[Task description]
Among the entries, which lines carry the string "components"? Copy each of them.

── Recorded information

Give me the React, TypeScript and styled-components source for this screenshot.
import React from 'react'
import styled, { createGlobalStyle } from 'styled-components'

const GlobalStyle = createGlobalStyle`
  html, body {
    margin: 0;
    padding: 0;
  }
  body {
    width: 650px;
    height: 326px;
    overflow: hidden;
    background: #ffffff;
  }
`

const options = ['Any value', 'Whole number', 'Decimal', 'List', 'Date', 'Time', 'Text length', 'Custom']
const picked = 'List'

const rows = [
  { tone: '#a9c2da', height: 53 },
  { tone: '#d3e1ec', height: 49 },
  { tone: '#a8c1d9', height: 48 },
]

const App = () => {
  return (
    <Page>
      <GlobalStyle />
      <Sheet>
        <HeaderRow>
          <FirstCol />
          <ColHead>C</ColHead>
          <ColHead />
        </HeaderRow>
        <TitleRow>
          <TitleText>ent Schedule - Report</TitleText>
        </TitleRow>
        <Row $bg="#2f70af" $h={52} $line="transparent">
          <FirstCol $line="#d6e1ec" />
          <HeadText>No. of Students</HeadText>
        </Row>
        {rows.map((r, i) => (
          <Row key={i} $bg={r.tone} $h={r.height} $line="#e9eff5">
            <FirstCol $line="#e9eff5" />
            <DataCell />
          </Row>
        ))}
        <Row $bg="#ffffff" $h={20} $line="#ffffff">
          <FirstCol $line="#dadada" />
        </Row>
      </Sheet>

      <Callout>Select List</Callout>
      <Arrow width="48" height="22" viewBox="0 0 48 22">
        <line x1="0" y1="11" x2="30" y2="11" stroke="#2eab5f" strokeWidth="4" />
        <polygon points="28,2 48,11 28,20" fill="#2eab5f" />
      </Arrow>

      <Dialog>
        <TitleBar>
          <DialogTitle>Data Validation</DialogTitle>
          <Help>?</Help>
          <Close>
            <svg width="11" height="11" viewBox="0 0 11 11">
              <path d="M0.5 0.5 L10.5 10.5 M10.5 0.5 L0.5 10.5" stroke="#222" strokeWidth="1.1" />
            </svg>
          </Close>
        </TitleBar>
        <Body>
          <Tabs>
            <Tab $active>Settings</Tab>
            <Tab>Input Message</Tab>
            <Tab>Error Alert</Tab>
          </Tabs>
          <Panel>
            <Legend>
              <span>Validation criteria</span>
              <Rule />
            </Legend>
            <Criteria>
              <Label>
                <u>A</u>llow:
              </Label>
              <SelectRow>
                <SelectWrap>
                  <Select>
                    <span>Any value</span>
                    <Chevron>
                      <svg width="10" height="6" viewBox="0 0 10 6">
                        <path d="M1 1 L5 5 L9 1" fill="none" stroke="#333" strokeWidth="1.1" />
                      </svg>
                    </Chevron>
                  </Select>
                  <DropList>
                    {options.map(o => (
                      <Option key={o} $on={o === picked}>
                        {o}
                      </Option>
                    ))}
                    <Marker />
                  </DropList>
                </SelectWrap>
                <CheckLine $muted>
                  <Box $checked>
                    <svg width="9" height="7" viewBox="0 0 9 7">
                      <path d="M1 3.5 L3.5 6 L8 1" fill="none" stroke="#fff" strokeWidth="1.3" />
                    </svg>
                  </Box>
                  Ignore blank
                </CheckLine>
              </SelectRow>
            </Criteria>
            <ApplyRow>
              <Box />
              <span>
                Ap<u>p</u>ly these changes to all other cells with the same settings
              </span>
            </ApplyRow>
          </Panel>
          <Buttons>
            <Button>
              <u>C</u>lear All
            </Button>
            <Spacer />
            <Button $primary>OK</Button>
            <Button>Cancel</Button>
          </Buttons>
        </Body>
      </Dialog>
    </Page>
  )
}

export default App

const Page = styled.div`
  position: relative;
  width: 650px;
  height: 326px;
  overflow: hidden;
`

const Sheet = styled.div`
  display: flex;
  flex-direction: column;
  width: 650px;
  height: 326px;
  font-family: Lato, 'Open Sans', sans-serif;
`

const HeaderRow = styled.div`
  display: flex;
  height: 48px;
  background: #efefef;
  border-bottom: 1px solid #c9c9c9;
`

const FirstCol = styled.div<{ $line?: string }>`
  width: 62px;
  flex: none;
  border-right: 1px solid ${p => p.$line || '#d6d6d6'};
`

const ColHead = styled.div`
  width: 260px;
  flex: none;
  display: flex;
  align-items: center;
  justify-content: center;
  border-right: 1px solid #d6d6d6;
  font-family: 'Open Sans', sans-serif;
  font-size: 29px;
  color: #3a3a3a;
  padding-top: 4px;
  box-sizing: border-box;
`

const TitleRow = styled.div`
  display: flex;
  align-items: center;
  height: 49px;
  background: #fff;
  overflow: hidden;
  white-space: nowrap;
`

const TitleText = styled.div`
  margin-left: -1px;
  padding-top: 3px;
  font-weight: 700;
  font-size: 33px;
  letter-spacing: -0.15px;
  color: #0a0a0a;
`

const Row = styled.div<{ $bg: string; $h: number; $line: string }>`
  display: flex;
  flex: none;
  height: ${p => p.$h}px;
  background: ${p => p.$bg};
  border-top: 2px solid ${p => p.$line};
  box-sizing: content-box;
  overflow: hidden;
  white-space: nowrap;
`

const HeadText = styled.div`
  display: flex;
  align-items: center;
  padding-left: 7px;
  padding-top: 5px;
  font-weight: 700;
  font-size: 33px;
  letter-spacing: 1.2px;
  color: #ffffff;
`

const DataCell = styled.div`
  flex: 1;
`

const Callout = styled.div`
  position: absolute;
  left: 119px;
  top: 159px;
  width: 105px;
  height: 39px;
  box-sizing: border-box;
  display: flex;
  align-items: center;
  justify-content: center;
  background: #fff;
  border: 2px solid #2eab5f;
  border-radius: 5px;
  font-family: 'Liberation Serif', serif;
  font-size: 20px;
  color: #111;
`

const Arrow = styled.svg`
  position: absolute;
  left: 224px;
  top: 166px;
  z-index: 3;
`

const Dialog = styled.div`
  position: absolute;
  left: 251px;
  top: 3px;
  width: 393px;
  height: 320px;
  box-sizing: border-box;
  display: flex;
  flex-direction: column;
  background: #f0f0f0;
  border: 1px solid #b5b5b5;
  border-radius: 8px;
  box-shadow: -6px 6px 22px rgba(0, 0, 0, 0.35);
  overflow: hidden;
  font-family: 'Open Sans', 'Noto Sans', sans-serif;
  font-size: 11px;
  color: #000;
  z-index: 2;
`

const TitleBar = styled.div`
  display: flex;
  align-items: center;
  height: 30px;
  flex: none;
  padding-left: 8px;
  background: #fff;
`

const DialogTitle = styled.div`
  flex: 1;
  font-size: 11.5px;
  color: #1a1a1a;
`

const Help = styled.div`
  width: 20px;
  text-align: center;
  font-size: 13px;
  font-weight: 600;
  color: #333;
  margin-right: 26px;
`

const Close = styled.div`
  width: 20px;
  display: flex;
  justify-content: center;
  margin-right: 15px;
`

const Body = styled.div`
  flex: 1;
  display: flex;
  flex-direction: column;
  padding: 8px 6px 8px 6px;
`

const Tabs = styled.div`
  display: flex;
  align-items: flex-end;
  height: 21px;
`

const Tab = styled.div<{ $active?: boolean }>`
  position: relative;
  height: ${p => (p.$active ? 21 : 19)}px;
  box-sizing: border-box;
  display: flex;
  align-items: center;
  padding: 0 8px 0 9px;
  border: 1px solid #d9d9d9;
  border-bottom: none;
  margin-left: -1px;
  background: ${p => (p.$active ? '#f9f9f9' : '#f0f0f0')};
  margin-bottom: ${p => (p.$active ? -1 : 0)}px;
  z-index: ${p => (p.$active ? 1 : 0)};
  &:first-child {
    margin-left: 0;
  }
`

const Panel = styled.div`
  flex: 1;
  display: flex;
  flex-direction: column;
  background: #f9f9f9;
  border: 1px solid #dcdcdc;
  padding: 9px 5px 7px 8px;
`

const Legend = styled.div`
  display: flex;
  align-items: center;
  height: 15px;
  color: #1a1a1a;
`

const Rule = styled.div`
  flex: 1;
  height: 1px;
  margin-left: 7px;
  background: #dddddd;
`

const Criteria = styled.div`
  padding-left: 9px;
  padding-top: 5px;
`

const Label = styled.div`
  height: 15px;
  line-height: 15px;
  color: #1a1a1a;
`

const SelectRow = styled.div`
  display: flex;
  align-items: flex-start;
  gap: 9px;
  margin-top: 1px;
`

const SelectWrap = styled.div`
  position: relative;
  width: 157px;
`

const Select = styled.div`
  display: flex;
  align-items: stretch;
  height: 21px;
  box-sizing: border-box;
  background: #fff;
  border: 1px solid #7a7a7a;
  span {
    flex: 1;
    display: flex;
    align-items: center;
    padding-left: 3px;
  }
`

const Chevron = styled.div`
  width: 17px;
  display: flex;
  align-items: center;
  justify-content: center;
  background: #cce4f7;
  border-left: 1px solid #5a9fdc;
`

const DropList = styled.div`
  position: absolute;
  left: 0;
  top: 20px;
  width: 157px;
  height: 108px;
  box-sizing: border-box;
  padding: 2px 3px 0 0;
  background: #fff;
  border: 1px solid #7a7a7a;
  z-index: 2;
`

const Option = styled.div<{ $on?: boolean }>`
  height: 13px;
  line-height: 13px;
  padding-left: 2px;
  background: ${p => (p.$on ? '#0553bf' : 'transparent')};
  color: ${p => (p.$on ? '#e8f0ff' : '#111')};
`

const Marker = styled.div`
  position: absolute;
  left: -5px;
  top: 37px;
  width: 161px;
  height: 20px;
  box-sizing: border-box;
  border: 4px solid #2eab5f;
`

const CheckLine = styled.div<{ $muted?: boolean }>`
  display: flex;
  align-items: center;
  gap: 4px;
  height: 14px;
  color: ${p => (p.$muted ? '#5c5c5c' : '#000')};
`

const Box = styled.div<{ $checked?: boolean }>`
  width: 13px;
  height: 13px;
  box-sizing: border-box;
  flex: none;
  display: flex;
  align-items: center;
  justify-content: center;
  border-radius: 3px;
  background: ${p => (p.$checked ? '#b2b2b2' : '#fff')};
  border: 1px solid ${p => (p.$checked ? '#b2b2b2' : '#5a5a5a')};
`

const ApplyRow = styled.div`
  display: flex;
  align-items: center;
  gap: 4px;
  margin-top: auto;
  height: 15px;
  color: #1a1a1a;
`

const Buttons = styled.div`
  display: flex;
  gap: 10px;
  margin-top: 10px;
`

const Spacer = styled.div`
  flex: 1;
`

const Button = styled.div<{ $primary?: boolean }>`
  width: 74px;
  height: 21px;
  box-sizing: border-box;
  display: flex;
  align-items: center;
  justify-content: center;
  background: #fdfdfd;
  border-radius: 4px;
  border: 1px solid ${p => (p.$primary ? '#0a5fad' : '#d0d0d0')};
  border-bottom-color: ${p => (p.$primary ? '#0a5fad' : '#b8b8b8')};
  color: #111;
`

────
── Recorded information

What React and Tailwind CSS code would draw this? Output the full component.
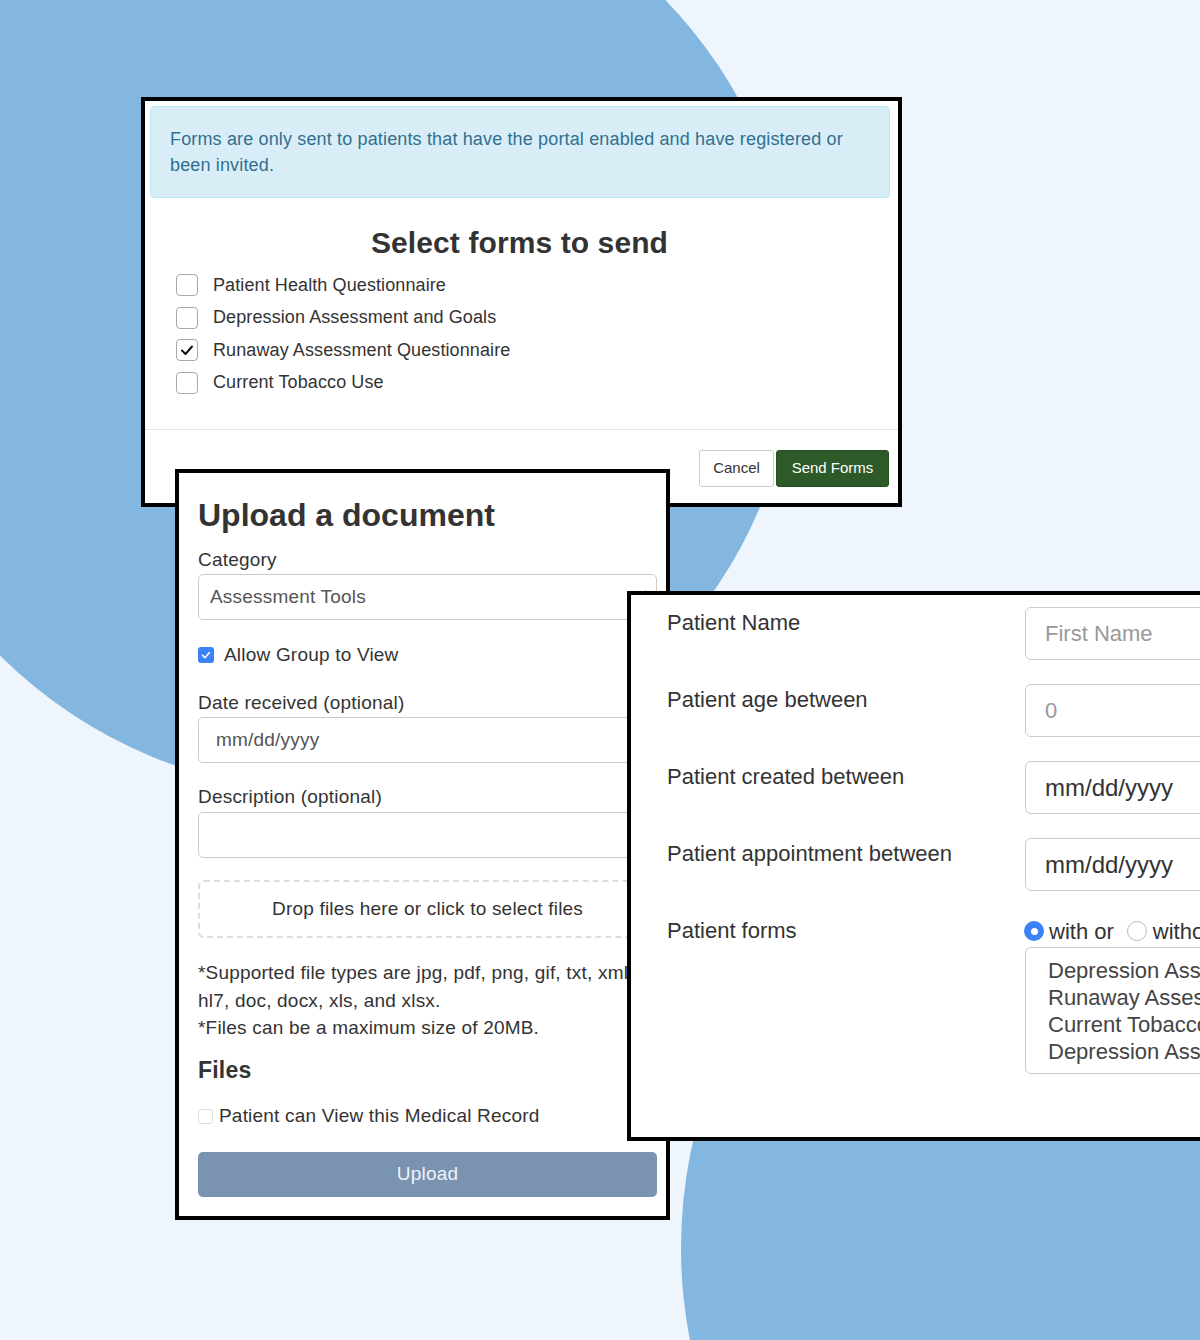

────

[Written response]
Give me the React, TypeScript and styled-components source for this screenshot.
import styled, { createGlobalStyle } from 'styled-components'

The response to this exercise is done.